COVID-19 projected to severely impact the City of Grand Forks


COVID-19 has dominated the news lately and continued to do so at the Grand Forks City Council meeting Monday.

Grand Forks City leaders heard a presentation from Grand Forks Public Health Director Debbie Swanson at their regular meeting in regard to the pandemic.

City Council members learned that 3,843 tests have been conducted in Grand Forks County, with 269 of them resulting in a positive COVID-19 case. The 69 positive cases account for 22 percent of all North Dakota cases. In addition, 13 cases have been reported in long-term care centers in Grand Forks County.

“This is an area of significant concern for us,” Swanson told the Council. “Especially when you think of the fact that most of the deaths have been in people over 70 years of age.”

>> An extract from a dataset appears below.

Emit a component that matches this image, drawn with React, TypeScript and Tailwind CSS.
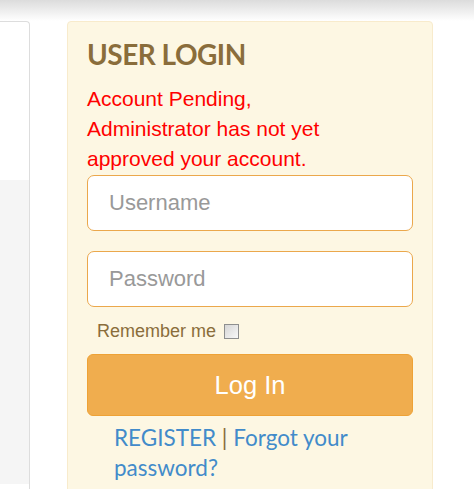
import React from 'react';

export default function App() {
  return (
    <div className="w-[474px] h-[489px] overflow-hidden bg-white relative">
      <div className="h-[21px] bg-gradient-to-b from-[#dcdcdc] to-white" />
      <div className="flex gap-[37px] items-start">
        <LeftPanel />
        <LoginCard />
      </div>
    </div>
  );
}

function LeftPanel() {
  return (
    <div className="w-[30px] h-[480px] border-t border-r border-[#dddddd] rounded-tr-[4px] bg-white flex flex-col">
      <div className="h-[158px]" />
      <div className="h-[304px] bg-[#f5f5f5]" />
    </div>
  );
}

function LoginCard() {
  return (
    <div
      className="w-[366px] h-[480px] bg-[#fdf7e3] border border-[#f8ebcc] rounded-[4px] px-[19px] pt-[16px]"
      style={{ fontFamily: '"Liberation Sans", Arial, sans-serif' }}
    >
      <h2
        className="text-[28px] leading-[33px] font-bold tracking-[-0.5px] text-[#8a6d3b]"
        style={{ fontFamily: 'Lato, sans-serif' }}
      >
        USER LOGIN
      </h2>
      <p className="mt-[13px] text-[21px] leading-[30px] text-[#ff0000]">
        Account Pending,
        <br />
        Administrator has not yet
        <br />
        approved your account.
      </p>
      <input
        type="text"
        placeholder="Username"
        className="mt-px block w-full h-[56px] border border-[#eba84c] rounded-[7px] bg-white px-[21px] text-[22px] text-[#555] placeholder:text-[#999] outline-none"
      />
      <input
        type="password"
        placeholder="Password"
        className="mt-[20px] block w-full h-[56px] border border-[#eba84c] rounded-[7px] bg-white px-[21px] text-[22px] text-[#555] placeholder:text-[#999] outline-none"
      />
      <div className="mt-[13px] h-[22px] pl-[10px] flex items-center gap-[8px] text-[18px] leading-[22px] text-[#8a6d3b]">
        <span>Remember me</span>
        <span className="w-[15px] h-[15px] border border-[#8e8f8f] bg-gradient-to-br from-[#d6d6d6] to-[#f8f8f8]" />
      </div>
      <button className="mt-[12px] w-full h-[62px] rounded-[6px] bg-[#f0ad4e] border border-[#eea236] flex items-center justify-center text-white text-[25.5px]">
        Log In
      </button>
      <div
        className="mt-[7px] pl-[27px] text-[22.5px] leading-[30px] text-[#428bca]"
        style={{ fontFamily: 'Lato, sans-serif' }}
      >
        <a>REGISTER</a> <span className="text-[#8a6d3b]">|</span> <a>Forgot your password?</a>
      </div>
    </div>
  );
}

Swanson says the Grand Forks Public Health team remains busy helping with the contact tracing efforts across North Dakota, along with maintaining a presence on the local Joint Information Center and coordinating with the North Dakota Department of Human Services on their work to quarantine and isolate of individuals experiencing homelessness.

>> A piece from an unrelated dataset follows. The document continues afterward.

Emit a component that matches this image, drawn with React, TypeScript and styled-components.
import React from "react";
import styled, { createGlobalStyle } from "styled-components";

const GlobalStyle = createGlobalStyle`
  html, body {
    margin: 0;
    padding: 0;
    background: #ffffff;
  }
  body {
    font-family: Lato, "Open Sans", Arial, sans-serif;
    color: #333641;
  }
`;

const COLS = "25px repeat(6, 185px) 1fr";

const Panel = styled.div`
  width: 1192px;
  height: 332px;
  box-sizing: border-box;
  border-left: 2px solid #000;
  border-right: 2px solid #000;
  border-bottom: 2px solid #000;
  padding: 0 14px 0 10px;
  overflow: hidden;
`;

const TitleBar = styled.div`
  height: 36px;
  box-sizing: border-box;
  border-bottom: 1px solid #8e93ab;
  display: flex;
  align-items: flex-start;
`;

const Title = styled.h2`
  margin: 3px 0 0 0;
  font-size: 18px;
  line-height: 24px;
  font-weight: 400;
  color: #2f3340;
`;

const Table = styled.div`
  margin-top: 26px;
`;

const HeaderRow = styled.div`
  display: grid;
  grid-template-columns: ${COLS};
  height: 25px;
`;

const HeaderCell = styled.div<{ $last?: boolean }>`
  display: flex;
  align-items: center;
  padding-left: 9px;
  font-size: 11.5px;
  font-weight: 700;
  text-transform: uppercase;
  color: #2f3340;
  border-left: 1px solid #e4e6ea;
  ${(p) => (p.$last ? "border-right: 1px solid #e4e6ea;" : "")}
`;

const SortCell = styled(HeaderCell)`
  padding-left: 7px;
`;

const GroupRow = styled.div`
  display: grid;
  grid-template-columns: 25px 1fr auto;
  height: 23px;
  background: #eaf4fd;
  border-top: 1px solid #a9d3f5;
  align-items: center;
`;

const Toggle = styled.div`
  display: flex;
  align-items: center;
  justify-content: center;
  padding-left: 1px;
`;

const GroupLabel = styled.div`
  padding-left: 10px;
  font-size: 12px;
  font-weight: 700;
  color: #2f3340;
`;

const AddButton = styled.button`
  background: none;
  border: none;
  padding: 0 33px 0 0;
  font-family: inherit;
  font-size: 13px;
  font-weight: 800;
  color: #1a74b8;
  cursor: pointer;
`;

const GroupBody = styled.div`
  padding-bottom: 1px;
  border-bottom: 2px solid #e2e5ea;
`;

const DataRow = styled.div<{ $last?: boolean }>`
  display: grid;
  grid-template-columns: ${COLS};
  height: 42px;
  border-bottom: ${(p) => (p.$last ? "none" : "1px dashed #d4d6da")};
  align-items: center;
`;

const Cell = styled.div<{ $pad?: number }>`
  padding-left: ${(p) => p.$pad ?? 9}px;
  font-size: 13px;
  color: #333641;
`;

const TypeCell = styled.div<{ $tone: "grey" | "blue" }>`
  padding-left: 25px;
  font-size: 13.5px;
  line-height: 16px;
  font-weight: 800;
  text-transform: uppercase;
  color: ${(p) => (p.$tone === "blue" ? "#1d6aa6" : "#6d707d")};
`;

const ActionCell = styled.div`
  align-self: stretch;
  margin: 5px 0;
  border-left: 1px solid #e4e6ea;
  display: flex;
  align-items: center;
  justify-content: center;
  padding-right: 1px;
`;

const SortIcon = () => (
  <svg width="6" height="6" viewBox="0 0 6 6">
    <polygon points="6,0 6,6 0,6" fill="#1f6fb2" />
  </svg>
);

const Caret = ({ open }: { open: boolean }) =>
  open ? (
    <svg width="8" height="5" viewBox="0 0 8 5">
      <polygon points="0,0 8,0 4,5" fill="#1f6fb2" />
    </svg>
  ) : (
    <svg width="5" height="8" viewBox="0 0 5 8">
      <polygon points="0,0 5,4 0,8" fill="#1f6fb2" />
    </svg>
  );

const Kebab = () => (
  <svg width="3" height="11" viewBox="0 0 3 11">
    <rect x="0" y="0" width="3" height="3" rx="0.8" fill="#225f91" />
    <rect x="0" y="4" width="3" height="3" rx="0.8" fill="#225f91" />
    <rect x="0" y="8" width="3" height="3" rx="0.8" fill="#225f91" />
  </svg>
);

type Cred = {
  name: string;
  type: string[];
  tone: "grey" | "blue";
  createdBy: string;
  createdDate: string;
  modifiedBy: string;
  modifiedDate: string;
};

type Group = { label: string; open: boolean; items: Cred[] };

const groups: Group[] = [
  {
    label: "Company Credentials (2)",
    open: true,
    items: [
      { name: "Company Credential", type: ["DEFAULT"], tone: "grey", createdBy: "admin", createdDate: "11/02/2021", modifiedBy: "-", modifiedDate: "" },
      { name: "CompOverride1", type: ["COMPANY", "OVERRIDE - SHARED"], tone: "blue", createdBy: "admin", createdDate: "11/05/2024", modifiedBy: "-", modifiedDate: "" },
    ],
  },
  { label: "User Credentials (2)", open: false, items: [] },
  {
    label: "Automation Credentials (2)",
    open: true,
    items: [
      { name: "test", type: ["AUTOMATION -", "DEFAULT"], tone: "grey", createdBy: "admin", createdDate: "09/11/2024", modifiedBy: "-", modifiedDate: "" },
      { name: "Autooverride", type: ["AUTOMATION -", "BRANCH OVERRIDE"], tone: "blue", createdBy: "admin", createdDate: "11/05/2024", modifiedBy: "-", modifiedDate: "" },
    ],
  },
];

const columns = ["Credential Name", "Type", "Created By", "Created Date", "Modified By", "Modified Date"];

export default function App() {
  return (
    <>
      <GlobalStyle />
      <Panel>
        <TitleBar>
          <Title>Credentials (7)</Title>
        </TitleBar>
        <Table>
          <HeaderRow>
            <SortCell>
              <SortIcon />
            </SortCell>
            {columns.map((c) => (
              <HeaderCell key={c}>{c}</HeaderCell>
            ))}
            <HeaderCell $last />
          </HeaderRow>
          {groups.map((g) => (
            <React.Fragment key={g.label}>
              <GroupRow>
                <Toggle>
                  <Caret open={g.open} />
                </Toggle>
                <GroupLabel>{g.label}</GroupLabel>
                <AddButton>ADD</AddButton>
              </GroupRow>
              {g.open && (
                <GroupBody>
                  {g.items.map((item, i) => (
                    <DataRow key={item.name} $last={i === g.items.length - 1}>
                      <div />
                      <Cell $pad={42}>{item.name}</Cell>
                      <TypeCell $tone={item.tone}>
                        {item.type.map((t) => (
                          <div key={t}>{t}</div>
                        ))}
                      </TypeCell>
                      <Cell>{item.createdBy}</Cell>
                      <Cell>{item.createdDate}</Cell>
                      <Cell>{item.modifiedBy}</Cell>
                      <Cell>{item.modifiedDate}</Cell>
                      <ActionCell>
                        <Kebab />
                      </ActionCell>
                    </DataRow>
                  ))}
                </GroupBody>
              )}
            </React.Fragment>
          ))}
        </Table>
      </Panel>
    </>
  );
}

10 members of the Grand Forks Public Health team currently assist the state with contact tracing.  The department has followed 101 positive cases and 262 close contacts.

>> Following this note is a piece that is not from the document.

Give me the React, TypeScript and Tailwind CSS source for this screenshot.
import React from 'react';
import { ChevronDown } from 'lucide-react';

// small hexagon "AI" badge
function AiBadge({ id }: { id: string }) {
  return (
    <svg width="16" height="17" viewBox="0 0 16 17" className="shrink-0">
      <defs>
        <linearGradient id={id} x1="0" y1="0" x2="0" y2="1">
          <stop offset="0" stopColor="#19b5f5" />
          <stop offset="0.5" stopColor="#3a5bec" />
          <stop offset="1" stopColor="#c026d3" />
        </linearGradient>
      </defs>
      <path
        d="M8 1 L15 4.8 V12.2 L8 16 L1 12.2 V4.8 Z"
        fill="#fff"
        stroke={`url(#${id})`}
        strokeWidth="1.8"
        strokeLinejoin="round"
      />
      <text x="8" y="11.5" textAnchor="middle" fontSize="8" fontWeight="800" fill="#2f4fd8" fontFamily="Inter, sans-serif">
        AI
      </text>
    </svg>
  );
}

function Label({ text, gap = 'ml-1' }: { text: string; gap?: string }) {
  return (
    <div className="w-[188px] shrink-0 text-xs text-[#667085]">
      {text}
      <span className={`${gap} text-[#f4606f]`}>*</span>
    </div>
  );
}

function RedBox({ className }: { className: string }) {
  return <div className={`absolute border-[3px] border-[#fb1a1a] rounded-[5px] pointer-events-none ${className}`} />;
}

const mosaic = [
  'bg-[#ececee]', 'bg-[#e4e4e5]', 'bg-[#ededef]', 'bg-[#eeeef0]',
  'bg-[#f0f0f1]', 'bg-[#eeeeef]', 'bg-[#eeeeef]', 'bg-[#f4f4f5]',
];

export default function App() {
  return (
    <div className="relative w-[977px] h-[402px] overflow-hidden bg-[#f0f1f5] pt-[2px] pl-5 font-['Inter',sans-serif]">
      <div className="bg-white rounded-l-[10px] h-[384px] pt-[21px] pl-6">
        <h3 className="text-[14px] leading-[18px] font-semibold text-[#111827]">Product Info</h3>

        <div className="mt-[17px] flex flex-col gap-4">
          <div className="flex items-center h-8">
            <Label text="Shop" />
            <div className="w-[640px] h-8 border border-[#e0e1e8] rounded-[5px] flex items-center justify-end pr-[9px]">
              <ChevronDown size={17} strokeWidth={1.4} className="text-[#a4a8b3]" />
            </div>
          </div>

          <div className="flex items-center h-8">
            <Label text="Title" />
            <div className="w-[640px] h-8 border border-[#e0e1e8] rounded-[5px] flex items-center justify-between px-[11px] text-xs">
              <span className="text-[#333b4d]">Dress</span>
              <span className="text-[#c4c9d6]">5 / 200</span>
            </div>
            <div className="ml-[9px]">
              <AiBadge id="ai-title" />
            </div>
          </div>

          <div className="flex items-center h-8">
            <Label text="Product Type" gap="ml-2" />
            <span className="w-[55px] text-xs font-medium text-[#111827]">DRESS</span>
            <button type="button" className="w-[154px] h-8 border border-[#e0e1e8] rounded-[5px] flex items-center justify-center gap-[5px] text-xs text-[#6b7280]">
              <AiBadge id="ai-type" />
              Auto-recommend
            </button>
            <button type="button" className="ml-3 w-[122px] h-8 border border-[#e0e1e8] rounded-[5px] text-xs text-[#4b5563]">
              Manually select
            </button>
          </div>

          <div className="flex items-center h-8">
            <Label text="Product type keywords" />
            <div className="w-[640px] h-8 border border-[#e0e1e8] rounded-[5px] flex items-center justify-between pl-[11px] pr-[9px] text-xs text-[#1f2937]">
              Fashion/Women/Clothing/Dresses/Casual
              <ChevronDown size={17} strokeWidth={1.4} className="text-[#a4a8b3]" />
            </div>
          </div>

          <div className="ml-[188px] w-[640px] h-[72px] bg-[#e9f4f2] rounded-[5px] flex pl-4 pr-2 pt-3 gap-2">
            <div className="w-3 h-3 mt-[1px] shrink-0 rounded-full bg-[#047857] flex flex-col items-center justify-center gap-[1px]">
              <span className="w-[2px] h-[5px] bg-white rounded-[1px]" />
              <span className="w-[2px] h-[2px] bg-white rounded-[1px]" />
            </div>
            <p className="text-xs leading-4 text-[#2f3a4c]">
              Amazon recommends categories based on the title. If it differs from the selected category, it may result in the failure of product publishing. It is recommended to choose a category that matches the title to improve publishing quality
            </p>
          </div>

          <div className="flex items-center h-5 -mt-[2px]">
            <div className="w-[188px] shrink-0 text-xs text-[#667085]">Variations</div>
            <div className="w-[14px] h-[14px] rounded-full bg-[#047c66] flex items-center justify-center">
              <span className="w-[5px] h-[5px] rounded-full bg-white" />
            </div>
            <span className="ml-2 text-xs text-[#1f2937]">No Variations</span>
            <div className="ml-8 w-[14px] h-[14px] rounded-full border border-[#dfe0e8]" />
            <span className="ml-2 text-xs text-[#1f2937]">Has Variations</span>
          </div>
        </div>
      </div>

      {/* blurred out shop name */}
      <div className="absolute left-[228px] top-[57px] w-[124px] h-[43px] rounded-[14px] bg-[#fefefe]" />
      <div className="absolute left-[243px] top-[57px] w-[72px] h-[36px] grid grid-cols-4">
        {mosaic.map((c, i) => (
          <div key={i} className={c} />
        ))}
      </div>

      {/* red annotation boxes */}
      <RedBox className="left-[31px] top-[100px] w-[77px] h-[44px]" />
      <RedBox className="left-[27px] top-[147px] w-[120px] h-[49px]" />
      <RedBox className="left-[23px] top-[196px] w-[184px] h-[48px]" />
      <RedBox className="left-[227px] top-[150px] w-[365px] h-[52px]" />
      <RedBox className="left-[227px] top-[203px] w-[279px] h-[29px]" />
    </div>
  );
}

The City has estimated a city-wide revenue decline of more than $12.7 million dollars due to COVID-19. In addition, the City has expense cuts of more than $9.7 million. Storstad says the city has delayed construction projects, decreased capital expenditures, assessed general operating expenses and fuel cost savings, along with wages and benefits. In addition, reductions of $2.8 million in city-wide use of cash are planned.

“We will be monitoring this,” Grand Forks City Auditor Maureen Storstad said. “We will continue to monitor this as more information becomes available. I cannot stress that enough.”

In addition, Tangee Bouvette, Human Resources Director for the City of Grand Forks, told the council that, in March, Mayor Michael Brown placed a travel ban and reduced other expenses, including limiting overtime.

Bouvette says the City has implemented a “soft freeze” on hiring upon attrition; the City has also placed a hold on filling vacant positions yet to be filled, which equals to eight positions. Three promotions are on hold, and seasonal and internship positions have been reduced by 15 to 20 positions, Bouvette said.

“We are decreasing costs where we can, without limiting services,” she said. “Our service employees have continued to service the public throughout this pandemic.”